# Midigehäuse mit 200mm / 140mm Lüfterplätzen bis 90€



## Kel (13. Juli 2011)

*Midigehäuse mit 200mm / 140mm Lüfterplätzen bis 90€*

Ich überlege, mein altes 6 Jahre altes 20kg Bigtower-Stahlgehäuse auszumisten.

Budget: 90€
*Muss haben:*
- Netzteil unten
- Staubschutz vorne, hinten, unten (Netzteil)
- wenn möglich geschlossener Seitendeckel
- Plätze für 2XXmm-Lüfter / 140mm-Lüfter
- ATX-Standard
*Design ist Nebensache*, es kommt mir vor allem auf ein sehr gutes Kühlsystem an (kein OC, leiser Rechner).

Scythe Mugen 2 Rev. B PCGH-Edition (Sockel 478/775/1155/1156/1366/754/939/940/AM2/AM2+/AM3/AM3+/FM1) (SCMG-2100) | Geizhals.at Österreich sollte reinpassen oder ein vergleichbarer Kühler.

Hab mal bei Caseking geguckt - Caseking.de » Gehäuse » Midi-Tower Gehäuse » NZXT Hades Midi-Tower - black und
Caseking.de » Gehäuse » Thermaltake » Thermaltake - Midi-Tower » Thermaltake Element T Midi-Tower VK90001N2Z - black
Aber da gibs doch bestimmt noch mehr Auswahl .


----------



## Malkav85 (13. Juli 2011)

*AW: Midigehäuse mit 200mm / 140mm Lüfterplätzen bis 70€*

Aus persönlicher Erfahrung rate ich dir von ThermalTake ab.
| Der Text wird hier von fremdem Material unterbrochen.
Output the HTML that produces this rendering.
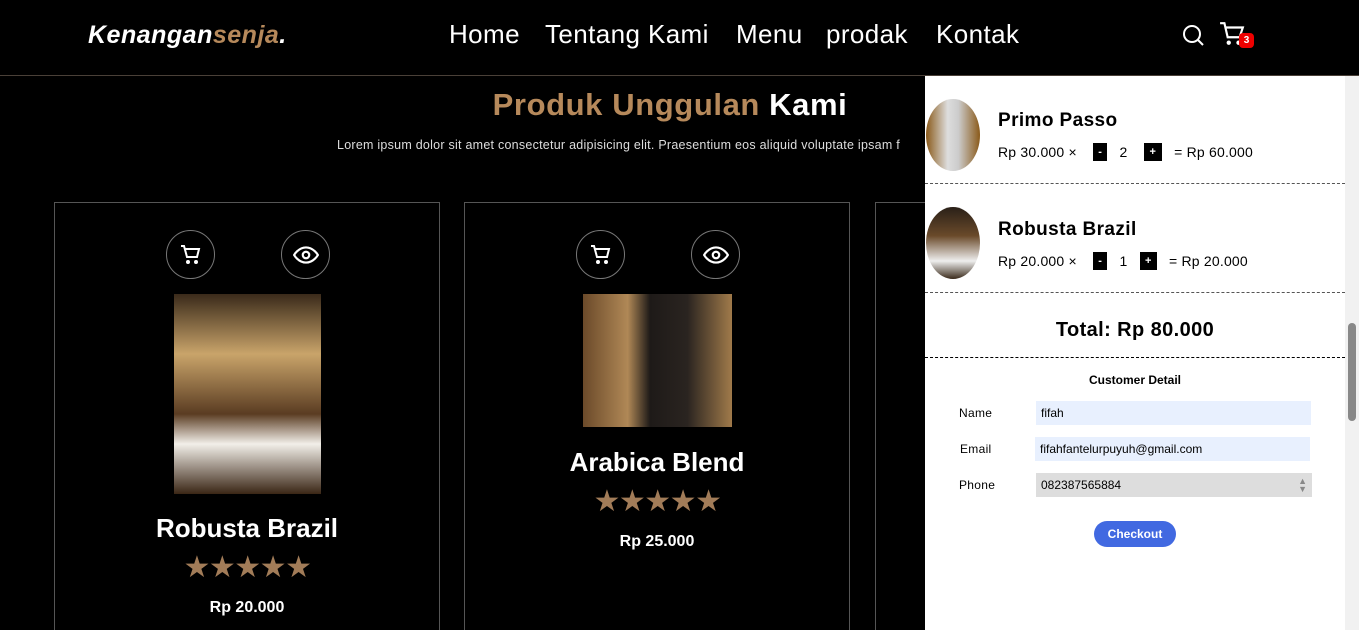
<!DOCTYPE html>
<html><head><meta charset="utf-8"><style>
*{margin:0;padding:0;box-sizing:border-box}
html,body{width:1359px;height:630px;overflow:hidden}
body{background:#000;font-family:"Liberation Sans",sans-serif;color:#fff;position:relative}
.hdr{position:absolute;left:0;top:0;width:1359px;height:76px;border-bottom:1px solid #4a4038}
.logo{position:absolute;left:88px;top:21px;font-size:25px;font-weight:bold;font-style:italic;letter-spacing:0.5px}
.logo span{color:#b6895b}
.nav{position:absolute;top:19px;font-size:26px;letter-spacing:0.4px}
.ttl{position:absolute;top:87px;left:0;width:1340px;text-align:center;font-size:31px;font-weight:bold;letter-spacing:0.6px}
.ttl span{color:#b6895b}
.sub{position:absolute;top:138px;left:337px;font-size:12.5px;color:#ddd;white-space:nowrap;letter-spacing:0.25px}
.card{position:absolute;top:202px;width:386px;height:440px;border:1px solid #555}
.ic{position:absolute;top:27px;width:49px;height:49px;border:1px solid #777;border-radius:50%;display:flex;align-items:center;justify-content:center}
.img{position:absolute}
.pn{position:absolute;width:100%;text-align:center;font-size:26px;font-weight:bold;letter-spacing:0}
.st{position:absolute;width:100%;text-align:center;color:#a27c58;font-size:30px;letter-spacing:-1.5px}
.pr{position:absolute;width:100%;text-align:center;font-size:16px;font-weight:bold}
.side{position:absolute;left:925px;top:76px;width:420px;height:554px;background:#fff;color:#000}
.sb{position:absolute;left:1345px;top:76px;width:14px;height:554px;background:#f1f1f1}
.sb div{position:absolute;left:3px;top:247px;width:8px;height:98px;background:#888;border-radius:4px}
.item{position:absolute;left:0;width:420px;border-bottom:1px dashed #555}
.av{position:absolute;left:1px;width:54px;border-radius:50%}
.nm{position:absolute;left:73px;font-size:19px;font-weight:bold;letter-spacing:0.4px}
.ln{position:absolute;left:73px;font-size:14px;display:flex;align-items:center;white-space:nowrap;letter-spacing:0.2px}
.bt{display:inline-block;width:14px;height:18px;background:#000;color:#fff;font-size:11px;text-align:center;line-height:18px;font-weight:bold}
.lbl{position:absolute;font-size:12px;letter-spacing:0.3px}
.inp{position:absolute;left:111px;width:275px;height:24px;background:#e8f0fe;font-size:12px;padding:3px 5px;line-height:18px}
</style></head><body>
<div class="hdr">
<div class="logo">Kenangan<span>senja</span>.</div>
<div class="nav" style="left:449px">Home</div>
<div class="nav" style="left:545px">Tentang Kami</div>
<div class="nav" style="left:736px">Menu</div>
<div class="nav" style="left:826px">prodak</div>
<div class="nav" style="left:936px">Kontak</div>
<svg style="position:absolute;left:1181px;top:23px" width="24" height="24" viewBox="0 0 24 24" fill="none" stroke="#fff" stroke-width="2"><circle cx="11" cy="11" r="8"/><path d="M17 17l5 5"/></svg>
<svg style="position:absolute;left:1219px;top:21px" width="26" height="26" viewBox="0 0 24 24" fill="none" stroke="#fff" stroke-width="2"><path d="M1 2h4l3 13h11l3-9H6"/><circle cx="9" cy="20" r="1" fill="#fff"/><circle cx="18" cy="20" r="1" fill="#fff"/></svg>
<div style="position:absolute;left:1239px;top:33px;width:15px;height:15px;background:#e00;border-radius:4px;font-size:10px;font-weight:bold;text-align:center;line-height:15px">3</div>
</div>
<div class="ttl"><span>Produk Unggulan</span> Kami</div>
<div class="sub">Lorem ipsum dolor sit amet consectetur adipisicing elit. Praesentium eos aliquid voluptate ipsam f</div>

<div class="card" style="left:54px">
<div class="ic" style="left:111px"><svg width="24" height="24" viewBox="0 0 24 24" fill="none" stroke="#fff" stroke-width="2"><path d="M2 3h3l3 11h10l2-8H6"/><circle cx="9" cy="19" r="1" fill="#fff"/><circle cx="17" cy="19" r="1" fill="#fff"/></svg></div>
<div class="ic" style="left:226px"><svg width="26" height="26" viewBox="0 0 24 24" fill="none" stroke="#fff" stroke-width="2"><path d="M1 12s4-7 11-7 11 7 11 7-4 7-11 7S1 12 1 12z"/><circle cx="12" cy="12" r="3"/></svg></div>
<div class="img" style="left:119px;top:91px;width:147px;height:200px;background:linear-gradient(180deg,#3a2a1a 0%,#c9a46a 30%,#5a3c22 60%,#f2efe9 75%,#3a2615 100%)"></div>
<div class="pn" style="top:310px">Robusta Brazil</div>
<div class="st" style="top:347px">★★★★★</div>
<div class="pr" style="top:396px">Rp 20.000</div>
</div>
<div class="card" style="left:464px">
<div class="ic" style="left:111px"><svg width="24" height="24" viewBox="0 0 24 24" fill="none" stroke="#fff" stroke-width="2"><path d="M2 3h3l3 11h10l2-8H6"/><circle cx="9" cy="19" r="1" fill="#fff"/><circle cx="17" cy="19" r="1" fill="#fff"/></svg></div>
<div class="ic" style="left:226px"><svg width="26" height="26" viewBox="0 0 24 24" fill="none" stroke="#fff" stroke-width="2"><path d="M1 12s4-7 11-7 11 7 11 7-4 7-11 7S1 12 1 12z"/><circle cx="12" cy="12" r="3"/></svg></div>
<div class="img" style="left:118px;top:91px;width:149px;height:133px;background:linear-gradient(90deg,#6b4a2a,#b08856 30%,#1e1a18 45%,#2a2420 70%,#a07a4a 100%)"></div>
<div class="pn" style="top:244px">Arabica Blend</div>
<div class="st" style="top:281px">★★★★★</div>
<div class="pr" style="top:330px">Rp 25.000</div>
</div>
<div class="card" style="left:875px"></div>

<div class="side">
<div class="item" style="top:0;height:108px">
<div class="av" style="top:23px;height:72px;background:linear-gradient(90deg,#8a5a1a,#ddd 40%,#ccc 60%,#8a5a1a)"></div>
<div class="nm" style="top:34px">Primo Passo</div>
<div class="ln" style="top:67px">Rp 30.000 ×&nbsp;&nbsp;&nbsp;&nbsp;<span class="bt">-</span>&nbsp;&nbsp;&nbsp;2&nbsp;&nbsp;&nbsp;&nbsp;<span class="bt" style="width:18px">+</span>&nbsp;&nbsp;&nbsp;= Rp 60.000</div>
</div>
<div class="item" style="top:108px;height:109px">
<div class="av" style="top:23px;height:72px;background:linear-gradient(180deg,#2a2018,#6a4a2a 40%,#eee 75%,#3a2a1a)"></div>
<div class="nm" style="top:35px">Robusta Brazil</div>
<div class="ln" style="top:68px">Rp 20.000 ×&nbsp;&nbsp;&nbsp;&nbsp;<span class="bt">-</span>&nbsp;&nbsp;&nbsp;1&nbsp;&nbsp;&nbsp;<span class="bt" style="width:17px">+</span>&nbsp;&nbsp;&nbsp;= Rp 20.000</div>
</div>
<div style="position:absolute;top:243px;width:420px;text-align:center;font-size:20px;font-weight:bold;letter-spacing:0.4px">Total: Rp 80.000</div>
<div style="position:absolute;top:281px;width:420px;border-top:1px dashed #000"></div>
<div style="position:absolute;top:297px;width:420px;text-align:center;font-size:12px;font-weight:bold">Customer Detail</div>
<div class="lbl" style="left:34px;top:330px">Name</div>
<div class="inp" style="top:325px">fifah</div>
<div class="lbl" style="left:35px;top:366px">Email</div>
<div class="inp" style="top:361px;left:110px">fifahfantelurpuyuh@gmail.com</div>
<div class="lbl" style="left:34px;top:402px">Phone</div>
<div class="inp" style="top:397px;background:#ddd;width:276px">082387565884<span style="position:absolute;right:5px;top:4px;color:#888;font-size:9px;line-height:8px">▲<br>▼</span></div>
<div style="position:absolute;left:169px;top:445px;width:82px;height:26px;background:#4169e1;border-radius:13px;color:#fff;font-size:12px;font-weight:bold;text-align:center;line-height:26px">Checkout</div>
</div>
<div class="sb"><div></div></div>
</body></html>
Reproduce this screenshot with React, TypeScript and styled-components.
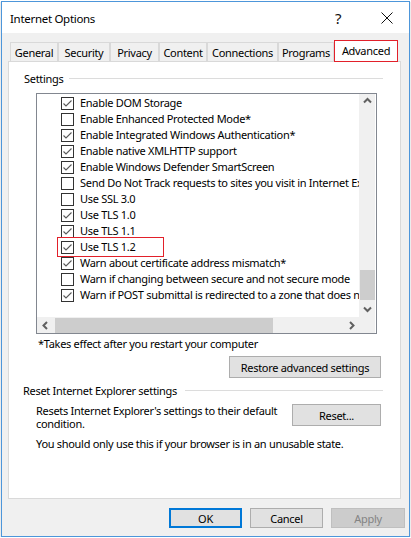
import React from "react";
import styled, { createGlobalStyle } from "styled-components";

const FONT = `"Segoe UI", "Noto Sans", "Open Sans", sans-serif`;

const GlobalStyle = createGlobalStyle`
  html, body {
    margin: 0;
    padding: 0;
    background: #ffffff;
  }
  body {
    font-family: ${FONT};
    font-size: 11px;
    letter-spacing: -0.3px;
    color: #000000;
  }
`;

const Window = styled.div`
  box-sizing: border-box;
  width: 409px;
  height: 536px;
  margin: 1px 0 0 1px;
  border: 1px solid #4d96da;
  box-shadow: 0 1px 1px rgba(0, 0, 0, 0.45);
  display: flex;
  flex-direction: column;
  background: #f0f0f0;
`;

const TitleBar = styled.div`
  height: 31px;
  background: #ffffff;
  display: flex;
  align-items: center;
  padding: 0 16px 0 8px;
  font-size: 11.5px;
`;

const Title = styled.div`
  flex: 1;
  padding-top: 2px;
`;

const HelpGlyph = styled.div`
  font-size: 15px;
  width: 12px;
  margin-right: 34px;
  color: #111;
  padding-top: 1px;
`;

const Body = styled.div`
  flex: 1;
  display: flex;
  flex-direction: column;
  padding: 7px 6px 0 6px;
`;

const TabRow = styled.div`
  display: flex;
  align-items: flex-end;
  height: 21px;
  padding-left: 2px;
  position: relative;
  z-index: 1;
`;

const Tab = styled.div<{ $w: number; $active?: boolean }>`
  box-sizing: border-box;
  width: ${(p) => p.$w}px;
  height: ${(p) => (p.$active ? 22 : 19)}px;
  margin-bottom: ${(p) => (p.$active ? -1 : 0)}px;
  background: ${(p) => (p.$active ? "#ffffff" : "#f0f0f0")};
  border: 1px solid ${(p) => (p.$active ? "#e2202a" : "#d9d9d9")};
  border-bottom: ${(p) => (p.$active ? "1px solid #e2202a" : "none")};
  border-left: ${(p) => (p.$active ? "1px solid #e2202a" : "1px solid #d9d9d9")};
  display: flex;
  align-items: ${(p) => (p.$active ? "flex-start" : "center")};
  justify-content: center;
  padding-top: ${(p) => (p.$active ? 2 : 0)}px;
  white-space: nowrap;
`;

const Panel = styled.div`
  box-sizing: border-box;
  width: 393px;
  height: 438px;
  background: #ffffff;
  border: 1px solid #d9d9d9;
  display: flex;
  flex-direction: column;
`;

const Legend = styled.div<{ $top: number; $left: number; $gap: number }>`
  display: flex;
  align-items: center;
  height: 16px;
  margin: ${(p) => p.$top}px 17px 0 ${(p) => p.$left}px;
  line-height: 16px;

  &::after {
    content: "";
    flex: 1;
    height: 1px;
    background: #dcdcdc;
    margin-left: ${(p) => p.$gap}px;
    margin-top: -1px;
  }
`;

const ListBox = styled.div`
  box-sizing: border-box;
  width: 341px;
  height: 241px;
  margin: 6px 0 0 27px;
  border: 1px solid #828790;
  display: grid;
  grid-template-columns: 322px 16px;
  grid-template-rows: 223px 16px;
`;

const ListContent = styled.div`
  overflow: hidden;
  padding-top: 1px;
  background: #ffffff;
`;

const Row = styled.div`
  position: relative;
  height: 16px;
  display: flex;
  align-items: center;
  padding-left: 24px;
  white-space: nowrap;
`;

const Label = styled.span`
  margin-left: 6px;
  line-height: 16px;
`;

const Highlight = styled.div`
  position: absolute;
  left: 20px;
  top: -2px;
  width: 107px;
  height: 20px;
  box-sizing: border-box;
  border: 1px solid #e2202a;
  pointer-events: none;
`;

const VScroll = styled.div`
  background: #f0f0f0;
  display: flex;
  flex-direction: column;
`;

const HScroll = styled.div`
  background: #f0f0f0;
  display: flex;
  align-items: center;
`;

const Corner = styled.div`
  background: #f0f0f0;
`;

const Arrow = styled.div`
  width: 16px;
  height: 16px;
  display: flex;
  align-items: center;
  justify-content: center;
  flex: none;
`;

const VTrack = styled.div`
  flex: 1;
  display: flex;
  flex-direction: column;
  justify-content: flex-end;
  align-items: center;
  padding-bottom: 1px;
`;

const VThumb = styled.div`
  width: 15px;
  height: 30px;
  background: #cdcdcd;
`;

const HTrack = styled.div`
  flex: 1;
  height: 16px;
  display: flex;
  align-items: center;
  padding-left: 2px;
`;

const HThumb = styled.div`
  width: 218px;
  height: 15px;
  background: #cdcdcd;
`;

const Note = styled.div`
  margin: 2px 0 0 29px;
  line-height: 16px;
`;

const Button = styled.button<{ $w: number; $default?: boolean; $disabled?: boolean }>`
  box-sizing: border-box;
  width: ${(p) => p.$w}px;
  height: ${(p) => (p.$default !== undefined ? 20 : 22)}px;
  font-family: ${FONT};
  font-size: 11px;
  letter-spacing: -0.3px;
  padding: 0;
  background: ${(p) => (p.$disabled ? "#cccccc" : "#e1e1e1")};
  color: ${(p) => (p.$disabled ? "#838383" : "#000000")};
  border: ${(p) => (p.$default ? "2px solid #0078d7" : p.$disabled ? "1px solid #bfbfbf" : "1px solid #adadad")};
  border-radius: 0;
  outline: none;
`;

const RestoreButton = styled(Button)`
  align-self: flex-end;
  margin: 4px 19px 0 0;
`;

const ResetRow = styled.div`
  display: flex;
  align-items: flex-start;
  margin: 5px 19px 0 27px;
`;

const ResetText = styled.div`
  width: 250px;
  line-height: 13px;
  flex: 1;
  padding-right: 10px;
`;

const Warning = styled.div`
  margin: 6px 0 0 27px;
  line-height: 16px;
`;

const Footer = styled.div`
  display: flex;
  justify-content: flex-end;
  gap: 8px;
  margin: 9px -2px 0 0;
`;

const Check = ({ checked }: { checked: boolean }) => (
  <svg width="13" height="13" viewBox="0 0 13 13" style={{ flex: "none" }}>
    <rect x="0.5" y="0.5" width="12" height="12" fill="#fff" stroke="#333333" />
    {checked && (
      <polyline points="2.5,6.5 5,9 10.5,3.5" fill="none" stroke="#5a5a5a" strokeWidth="1.1" />
    )}
  </svg>
);

const Chevron = ({ dir }: { dir: "up" | "down" | "left" | "right" }) => {
  const pts = {
    up: "4,7.5 7.5,4 11,7.5",
    down: "4,5.5 7.5,9 11,5.5",
    left: "9,4 5.5,7.5 9,11",
    right: "6,4 9.5,7.5 6,11",
  }[dir];
  return (
    <svg width="15" height="15" viewBox="0 0 15 15">
      <polyline points={pts} fill="none" stroke="#606060" strokeWidth="2" />
    </svg>
  );
};

const items: [string, boolean][] = [
  ["Enable DOM Storage", true],
  ["Enable Enhanced Protected Mode*", false],
  ["Enable Integrated Windows Authentication*", true],
  ["Enable native XMLHTTP support", true],
  ["Enable Windows Defender SmartScreen", true],
  ["Send Do Not Track requests to sites you visit in Internet Explorer*", false],
  ["Use SSL 3.0", false],
  ["Use TLS 1.0", true],
  ["Use TLS 1.1", true],
  ["Use TLS 1.2", true],
  ["Warn about certificate address mismatch*", true],
  ["Warn if changing between secure and not secure mode", false],
  ["Warn if POST submittal is redirected to a zone that does not permit posts", true],
];

const tabs: [string, number][] = [
  ["General", 48],
  ["Security", 52],
  ["Privacy", 49],
  ["Content", 48],
  ["Connections", 71],
  ["Programs", 56],
];

export default function App() {
  return (
    <>
      <GlobalStyle />
      <Window>
        <TitleBar>
          <Title>Internet Options</Title>
          <HelpGlyph>?</HelpGlyph>
          <svg width="12" height="12" viewBox="0 0 12 12">
            <path d="M0.5 0.5 L11.5 11.5 M11.5 0.5 L0.5 11.5" stroke="#111" strokeWidth="1" />
          </svg>
        </TitleBar>
        <Body>
          <TabRow>
            {tabs.map(([t, w]) => (
              <Tab key={t} $w={w}>
                {t}
              </Tab>
            ))}
            <Tab $w={64} $active>
              Advanced
            </Tab>
          </TabRow>
          <Panel>
            <Legend $top={9} $left={15} $gap={6}>
              Settings
            </Legend>
            <ListBox>
              <ListContent>
                {items.map(([text, checked], i) => (
                  <Row key={i}>
                    <Check checked={checked} />
                    <Label>{text}</Label>
                    {text === "Use TLS 1.2" && <Highlight />}
                  </Row>
                ))}
              </ListContent>
              <VScroll>
                <Arrow>
                  <Chevron dir="up" />
                </Arrow>
                <VTrack>
                  <VThumb />
                </VTrack>
                <Arrow>
                  <Chevron dir="down" />
                </Arrow>
              </VScroll>
              <HScroll>
                <Arrow>
                  <Chevron dir="left" />
                </Arrow>
                <HTrack>
                  <HThumb />
                </HTrack>
                <Arrow>
                  <Chevron dir="right" />
                </Arrow>
              </HScroll>
              <Corner />
            </ListBox>
            <Note>*Takes effect after you restart your computer</Note>
            <RestoreButton $w={152}>Restore advanced settings</RestoreButton>
            <Legend $top={5} $left={14} $gap={8}>
              Reset Internet Explorer settings
            </Legend>
            <ResetRow>
              <ResetText>Resets Internet Explorer's settings to their default condition.</ResetText>
              <Button $w={89}>Reset...</Button>
            </ResetRow>
            <Warning>You should only use this if your browser is in an unusable state.</Warning>
          </Panel>
          <Footer>
            <Button $w={73} $default>
              OK
            </Button>
            <Button $w={73} $default={false}>
              Cancel
            </Button>
            <Button $w={74} $default={false} $disabled>
              Apply
            </Button>
          </Footer>
        </Body>
      </Window>
    </>
  );
}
Misserable Verarbeitung. Hatte schon 3 verschiedene Gehäuse und alle waren nicht sonderlich gut gebaut.


----------



## Craiph (13. Juli 2011)

*AW: Midigehäuse mit 200mm / 140mm Lüfterplätzen bis 70€*

Ich denke, dass das Haf 912 von Cooler Master perfekt passen würde. Ich glaube es hat sogar zwei 230mm Lüfter und sollte auch breit genug sein...
Lg Craiph


----------



## Kel (13. Juli 2011)

*AW: Midigehäuse mit 200mm / 140mm Lüfterplätzen bis 70€*

Der Cooler Master HAF912 Plus schwarz (RC-912P-KKN1) | Geizhals.at Deutschland ist echt gut, in Konkurrenz steht aber auch noch der Cooler Master CM 690 II Advanced (RC-692-KKN2) | Geizhals.at Deutschland (ja fast 80€, aber Staubschutz ... ).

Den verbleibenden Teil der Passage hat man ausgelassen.